Marranería filonipona

Kimoi Portada

El comic erótico (en cualquiera de sus grados de intensidad) ha vivido siempre en un peculiar ghetto, motivado posiblemente por la misma razón por la que los videojuegos excesivamente violentos o sensuales tienen un componente extra de corrosividad. De forma intuitiva e injusta, suelen asociarse con productos infantiles. Al fin y al cabo, los videojuegos son juegos y los comics dibujos, ¿no?

Bueno, no, como todos sabemos. Pero aún así, el comic erótico conserva un poso de transgresión extra a causa de su naturaleza. Muchos de sus mejores autores la han sabido explotar a conciencia. Es el caso de las míticas Biblias de Tijuana -los primeros y prohibidos comics pornográficos-, que a menudo estaban protagonizados por versiones piratas y sicalípticas de los tebeos de éxito de principios de siglo pasado -estos sí muy a menudo orientados al público infantil-. O de los mangas eróticos, extendidísimos en Oriente pero que juegan una y otra vez con su condición dibujada e impresa, con el compartir formato con obras de intenciones y naturaleza infinitamente más inocentes.

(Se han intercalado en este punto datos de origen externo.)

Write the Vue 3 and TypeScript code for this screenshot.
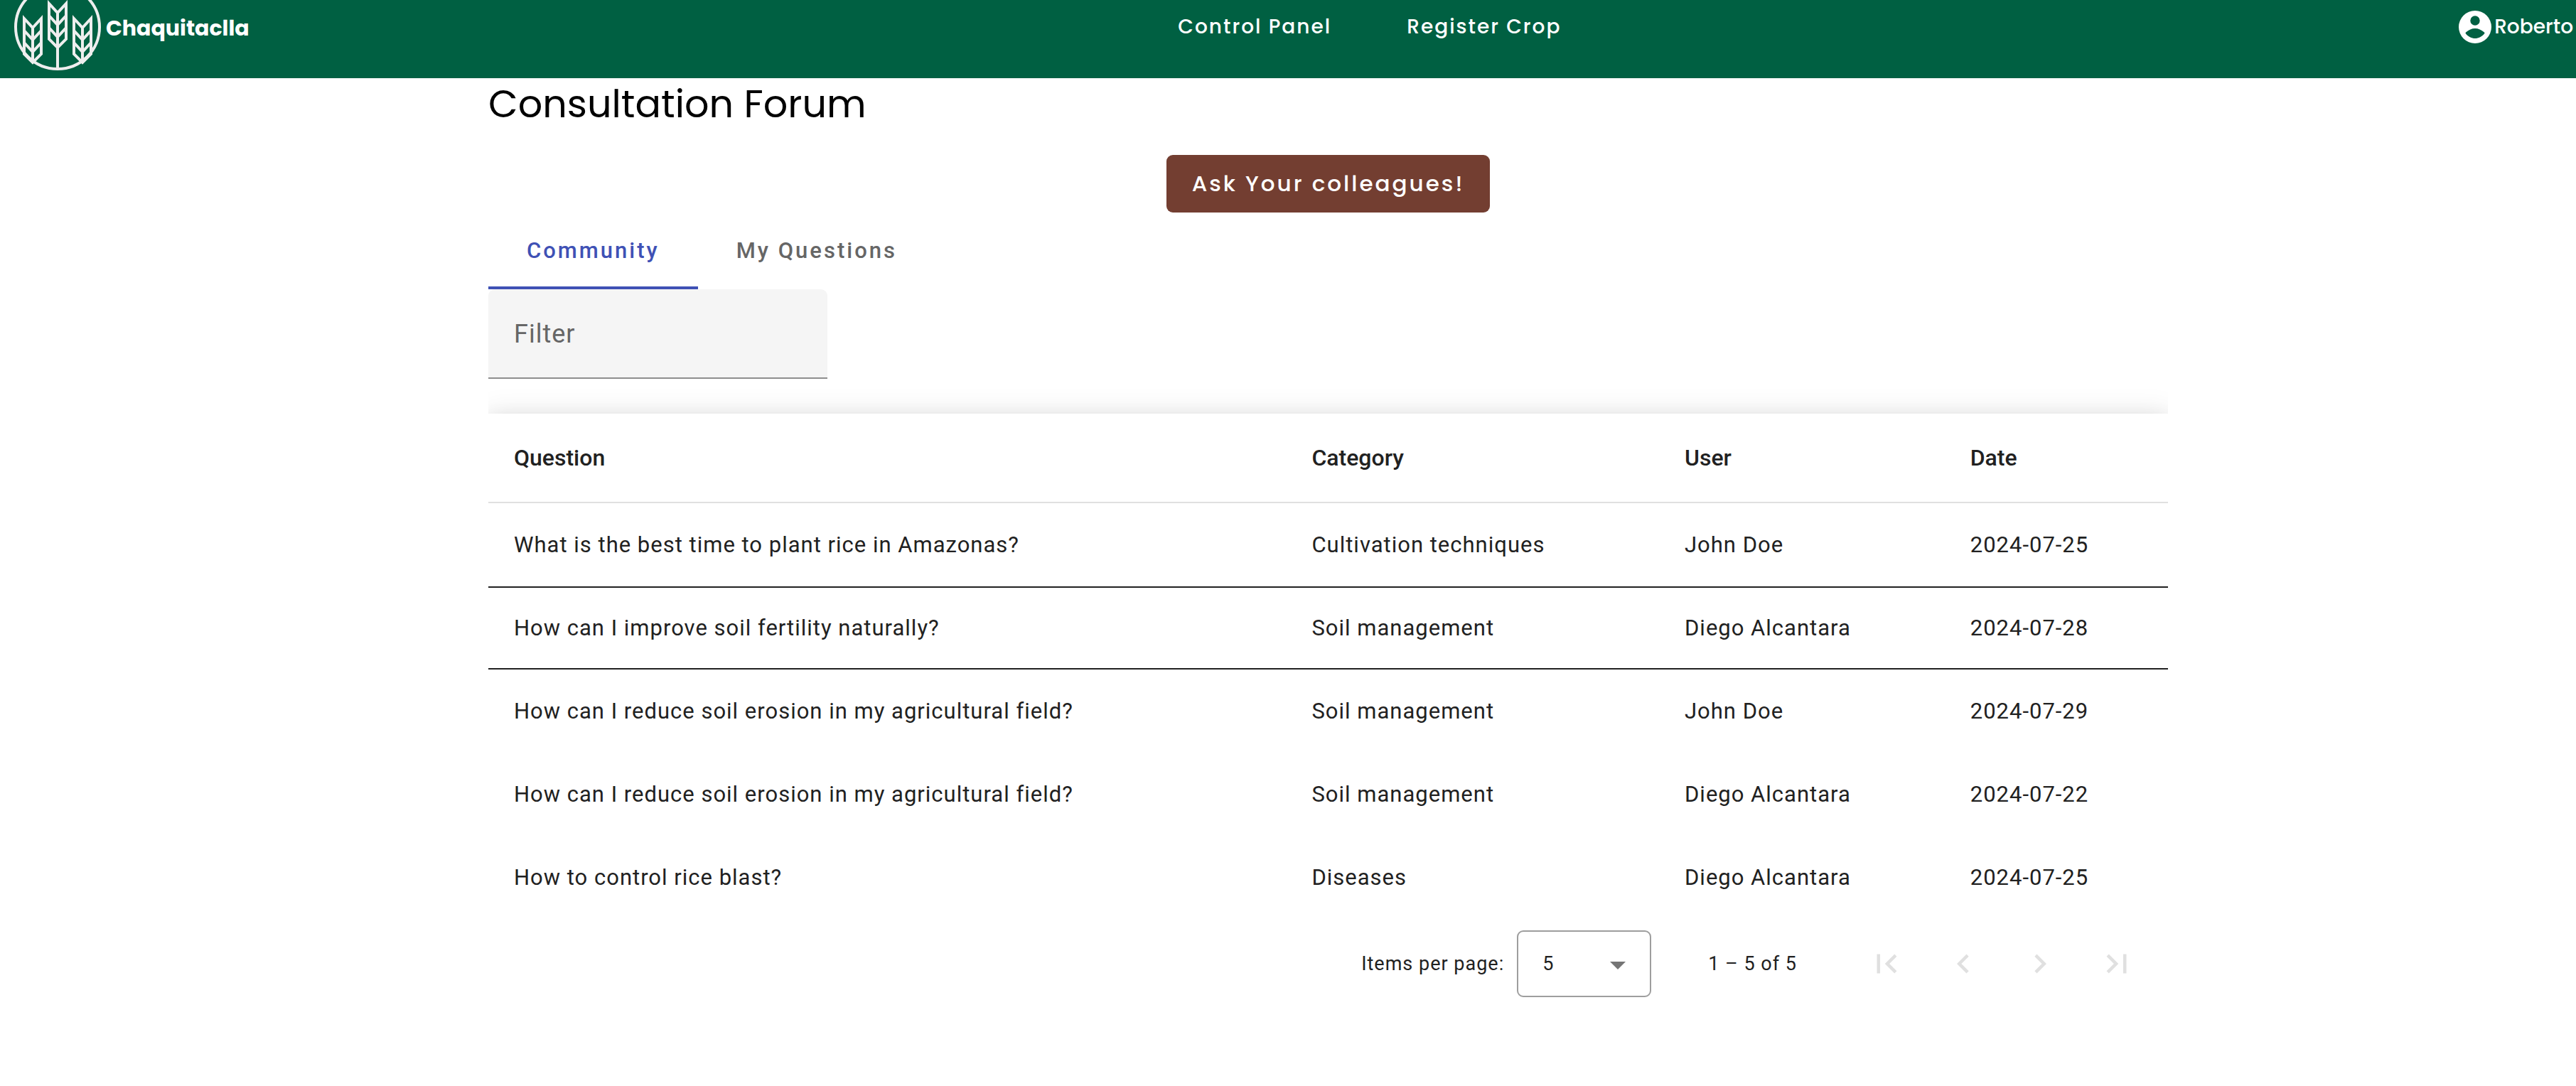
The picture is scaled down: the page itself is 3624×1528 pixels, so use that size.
<script setup lang="ts">
import { computed, ref } from 'vue'

interface Question {
  question: string
  category: string
  user: string
  date: string
}

const questions: Question[] = [
  { question: 'What is the best time to plant rice in Amazonas?', category: 'Cultivation techniques', user: 'John Doe', date: '2024-07-25' },
  { question: 'How can I improve soil fertility naturally?', category: 'Soil management', user: 'Diego Alcantara', date: '2024-07-28' },
  { question: 'How can I reduce soil erosion in my agricultural field?', category: 'Soil management', user: 'John Doe', date: '2024-07-29' },
  { question: 'How can I reduce soil erosion in my agricultural field?', category: 'Soil management', user: 'Diego Alcantara', date: '2024-07-22' },
  { question: 'How to control rice blast?', category: 'Diseases', user: 'Diego Alcantara', date: '2024-07-25' },
]

const tabs = ['Community', 'My Questions']
const activeTab = ref('Community')
const filter = ref('')
const pageSize = ref(5)

const rows = computed(() => {
  const term = filter.value.trim().toLowerCase()
  return questions.filter((q) => Object.values(q).join(' ').toLowerCase().includes(term))
})

const pagers = [
  { label: 'First page', path: 'M18.41 16.59L13.82 12l4.59-4.59L17 6l-6 6 6 6zM6 6h2v12H6z' },
  { label: 'Previous page', path: 'M15.41 7.41L14 6l-6 6 6 6 1.41-1.41L10.83 12z' },
  { label: 'Next page', path: 'M10 6L8.59 7.41 13.17 12l-4.58 4.59L10 18l6-6z' },
  { label: 'Last page', path: 'M5.59 7.41L10.18 12l-4.59 4.59L7 18l6-6-6-6zM16 6h2v12h-2z' },
]
</script>

<template>
  <header class="toolbar">
    <a href="#" class="brand">
      <svg class="brand-mark" width="124" height="100" viewBox="19 0 124 100" fill="none" stroke="#eeeeee" stroke-width="4" aria-hidden="true">
        <circle cx="81" cy="38" r="59" />
        <defs>
          <g id="wheat">
            <path d="M-12 5V55L0 67L12 55V5L0 18ZM-12 22L0 35L12 22M-12 39L0 52L12 39M0 18V67" />
          </g>
        </defs>
        <use href="#wheat" x="81" y="0" />
        <path d="M81 66V96" />
        <use href="#wheat" x="46" y="21" />
        <use href="#wheat" x="116" y="21" />
      </svg>
      <span class="brand-name">Chaquitaclla</span>
    </a>
    <nav class="links">
      <a href="#">Control Panel</a>
      <a href="#">Register Crop</a>
    </nav>
    <a href="#" class="account">
      <svg width="46" height="46" viewBox="0 0 46 46" aria-hidden="true">
        <path fill="#fff" fill-rule="evenodd" d="M23 0a23 23 0 1 0 0 46a23 23 0 1 0 0-46zM23 7.300a6.700 6.700 0 1 1 0 13.400a6.700 6.700 0 1 1 0-13.400zM10 30.500C14 27 18.500 25 23 25s9 2 13 5.500q1 1 0 2C32.500 36.500 28 39 23 39s-9.500-2.500-13-6.500q-1-1 0-2z" />
      </svg>
      <span>Roberto</span>
    </a>
  </header>

  <main class="page">
    <div class="forum">
      <h1>Consultation Forum</h1>
      <button type="button" class="ask">Ask Your colleagues!</button>

      <div class="tabs" role="tablist">
        <button
          v-for="tab in tabs"
          :key="tab"
          type="button"
          role="tab"
          class="tab"
          :class="{ active: tab === activeTab }"
          :aria-selected="tab === activeTab"
          @click="activeTab = tab"
        >{{ tab }}</button>
      </div>

      <input v-model="filter" class="filter" type="text" placeholder="Filter" aria-label="Filter" />

      <div class="table-wrap">
        <table>
          <thead>
            <tr>
              <th class="col-question" scope="col">Question</th>
              <th class="col-category" scope="col">Category</th>
              <th class="col-user" scope="col">User</th>
              <th scope="col">Date</th>
            </tr>
          </thead>
          <tbody>
            <tr v-for="(row, i) in rows" :key="i">
              <td>{{ row.question }}</td>
              <td>{{ row.category }}</td>
              <td>{{ row.user }}</td>
              <td>{{ row.date }}</td>
            </tr>
          </tbody>
        </table>

        <div class="paginator">
          <label for="page-size">Items per page:</label>
          <div class="size">
            <select id="page-size" v-model="pageSize">
              <option :value="5">5</option>
              <option :value="10">10</option>
              <option :value="20">20</option>
            </select>
            <svg class="arrow" width="22" height="11" viewBox="0 0 22 11" aria-hidden="true"><path d="M0 0h22L11 11z" fill="#757575" /></svg>
          </div>
          <span class="range">1 – {{ rows.length }} of {{ rows.length }}</span>
          <button v-for="p in pagers" :key="p.label" type="button" class="pager" :aria-label="p.label" disabled>
            <svg width="54" height="54" viewBox="0 0 24 24" aria-hidden="true"><path :d="p.path" fill="#e0e0e0" /></svg>
          </button>
        </div>
      </div>
    </div>
  </main>
</template>

<style>
body {
  margin: 0;
  background: #fff;
}
</style>

<style scoped>
* {
  box-sizing: border-box;
}

.toolbar {
  display: flex;
  align-items: flex-start;
  justify-content: space-between;
  height: 110px;
  padding: 0 4px 0 19px;
  background: #006042;
  color: #fff;
  font: 500 28px/40px Poppins, Inter, sans-serif;
}

.toolbar a {
  color: inherit;
  text-decoration: none;
}

.brand {
  display: flex;
  gap: 6px;
}

.brand-mark {
  flex: none;
}

.brand-name {
  padding-top: 20px;
  font: 700 30px/40px Poppins, Lato, sans-serif;
}

.links {
  display: flex;
  gap: 106px;
  padding: 18px 0 0 44px;
  letter-spacing: 2px;
}

.account {
  display: flex;
  gap: 4px;
  padding-top: 15px;
}

.account span {
  padding-top: 3px;
}

.page {
  display: grid;
  grid-template-columns: 687fr 2363fr 574fr;
  color: #212121;
  font-family: Roboto, sans-serif;
}

.forum {
  grid-column: 2;
  min-width: 0;
}

h1 {
  margin: 0 0 36px;
  color: #000;
  font: 400 54px/72px Poppins, Inter, sans-serif;
}

.ask {
  display: block;
  height: 81px;
  margin: 0 auto;
  padding: 0 36px 2px;
  border: 0;
  border-radius: 9px;
  background: #733e31;
  color: #fff;
  font: 500 31px/40px Poppins, Inter, sans-serif;
  letter-spacing: 3px;
}

.tabs {
  display: flex;
  height: 108px;
}

.tab {
  padding: 0 54px;
  border: 0;
  border-bottom: 4px solid transparent;
  border-top: 4px solid transparent;
  background: none;
  color: #666;
  font: 500 31px/40px Roboto, sans-serif;
  letter-spacing: 3px;
}

.tab.active {
  border-bottom-color: #3f51b5;
  color: #3f51b5;
}

.filter {
  display: block;
  width: 477px;
  height: 126px;
  padding: 2px 36px 0;
  border: 0;
  border-bottom: 2px solid #8e8e8e;
  border-radius: 9px 9px 0 0;
  outline: 0;
  background: #f5f5f5;
  color: #212121;
  font: 400 36px/54px Roboto, sans-serif;
  letter-spacing: 1px;
}

.filter::placeholder {
  color: #666;
  opacity: 1;
}

.table-wrap {
  padding-top: 49px;
  overflow: hidden;
}

table {
  width: 100%;
  table-layout: fixed;
  border-collapse: separate;
  border-spacing: 0;
  background: #fff;
  box-shadow: 0 11px 18px -7px rgba(0, 0, 0, 0.2), 0 18px 32px 2px rgba(0, 0, 0, 0.14), 0 7px 40px 4px rgba(0, 0, 0, 0.12);
  font-size: 31px;
  line-height: 40px;
}

th,
td {
  height: 117px;
  padding: 0 36px;
  text-align: left;
  white-space: nowrap;
  letter-spacing: 1px;
}

th {
  height: 126px;
  border-bottom: 2px solid #e0e0e0;
  font-size: 32px;
  font-weight: 500;
  letter-spacing: 0;
}

.col-question {
  width: 47.5%;
}

.col-category {
  width: 22.2%;
}

.col-user {
  width: 17%;
}

tbody tr:nth-child(1) td {
  height: 119px;
  border-bottom: 2px solid #212121;
}

tbody tr:nth-child(2) td {
  height: 115px;
  border-bottom: 2px solid #212121;
}

.paginator {
  position: relative;
  display: flex;
  align-items: center;
  justify-content: flex-end;
  height: 126px;
  padding-right: 18px;
  background: #fff;
  font-size: 27px;
  line-height: 40px;
  letter-spacing: 1px;
}

.size {
  position: relative;
  width: 189px;
  margin: 0 80px 0 18px;
}

select {
  display: block;
  width: 100%;
  height: 94px;
  padding: 0 34px;
  border: 2px solid #9e9e9e;
  border-radius: 9px;
  appearance: none;
  background: none;
  color: #212121;
  font: 400 27px/40px Roboto, sans-serif;
}

.arrow {
  position: absolute;
  top: 44px;
  right: 36px;
  pointer-events: none;
}

.range {
  margin-right: 72px;
}

.pager {
  display: flex;
  align-items: center;
  justify-content: center;
  width: 108px;
  height: 108px;
  padding: 0;
  border: 0;
  background: none;
}
</style>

El álbum de tiras Kimoi, obra de Ángel y editado por Diábolo, comparte con el manga japonés, precisamente, la estética limpia en la superficie pero turbia en el fondo, así como el gusto por la subcultura adolescente nipona. Kimoi, de hecho, es argot juvenil japonés para describir algo desagradable, extraño o repulsivo. Y esta recopilación de tiras de Ángel es exactamente eso: una colección de chascarrillos rebosantes de referencias a la cultura del porno audiovisual extremo en sus variantes más sucias, citas directas a actrices japonesas del sector, mucho uniforme de colegiala, un aire de refrescante despreocupación jovial y otaku, y un par de mascotitas adecuadamente perversas.

Ángel no siempre da en el clavo con el ritmo o la potencia de los chistes, pero el comic erótico funciona, en cierto sentido, por acumulación (por eso se echa tanto de menos a revistas como la mítica Kiss Comix), y lo cierto Kimoi se lee en un suspiro apelotonado y glotón. Tras él, el lector habrá recibido una buena dosis de guiños para conocedores de las alcantarillas del Internet sexual, memes pervertidos y gusto por el simple chascarrillo guarro. Si a eso le añadimos un trazo personalísimo, en el que se detectan hasta trazas de un Daniel Clowes adolescente, tenemos un álbum digno de atesorar. Porque vivimos tiempos en los que la cultura está, por desgracia, muy poco carnal.